The oval board was a reproduction of an old board from the 40's/50's that a co-worker played on as a kid that his dad had. I've made a couple of them since. Took a photocopy of the original board and created a jig.


----------



## Burlkraft (Oct 15, 2006)

What do ya make your jigs for the holes out of ? ? ? ?

Those are some darn nice boards....:thumbsup: :thumbsup: :thumbsup:


----------



## Plowboy (Dec 31, 2006)

Burlkraft said:


> What do ya make your jigs for the holes out of ? ? ? ?
> 
> Those are some darn nice boards....:thumbsup: :thumbsup: :thumbsup:


I used a piece of hardboard for the oval board. The other boards I used a jig I bought at Rockler. It is made of acrylic. However, they'd be pretty easy to make if you can make your own design.

I also have a chinese checkers jig. Love doing those. They are pretty quick, easy, and fun.


----------



## carlie1784 (Feb 15, 2011)

Hi, Great looking boards. Just started making some cribbage boards myself, nothing quite as fancy but I do have a ?.Did you make peg storage in the bottom and if so what did you use for the slotted bit? I'm having a hard time finding the right size. I used a 1/2 inch straight bit to gauge out the hole but now I need something slotted so I can cover it. Any help would be appreciated.


----------



## b00kemdano (Feb 10, 2009)

Pretty snazzy!

Cribbage boards have been in the back of my mind for some time now. I guess I need to just go make some! 

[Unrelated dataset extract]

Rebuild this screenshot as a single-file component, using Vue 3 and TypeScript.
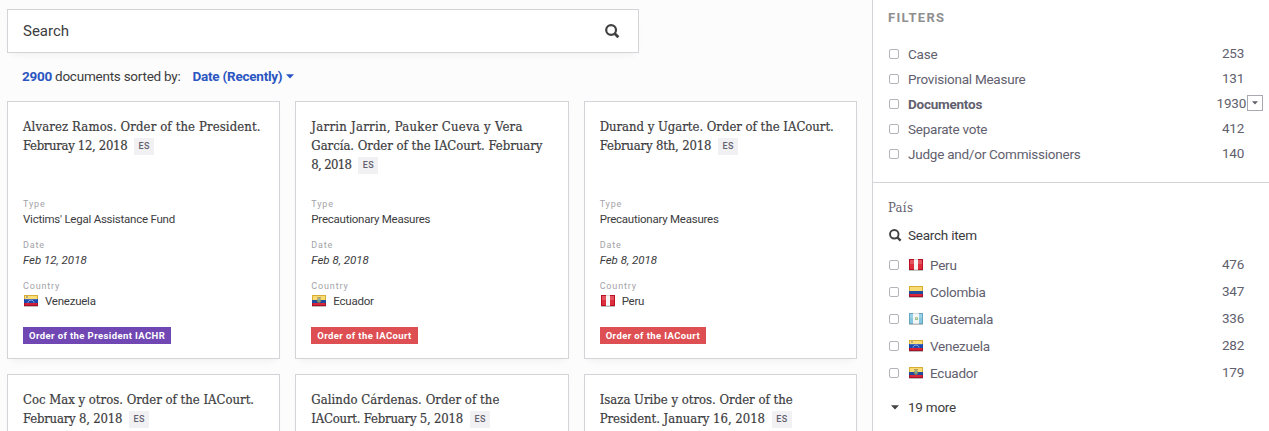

Although, I've found that most people here in the south don't know how to play cribbage.


----------



## Texas Sawduster (Apr 27, 2009)

*Very nice !!!*

Very nice boards there.

I am working up jigs for dominoes. I have a few Hondura's Mahogony drops that will make great bones.


----------



## Taylormade (Feb 3, 2011)

For repetitive hole jigs, I found out this weekend that pegboard works wonderfully. I'm sure you move it a bit to make the holes tighter.


----------



## Kenbo (Sep 16, 2008)

Nice work on the cribbage boards. I've been wanting to make one for quite some time and even have some really nice pegs to use with it but for some reason, I just haven't made it. Maybe that one for the near future. Great job. Thanks for sharing


----------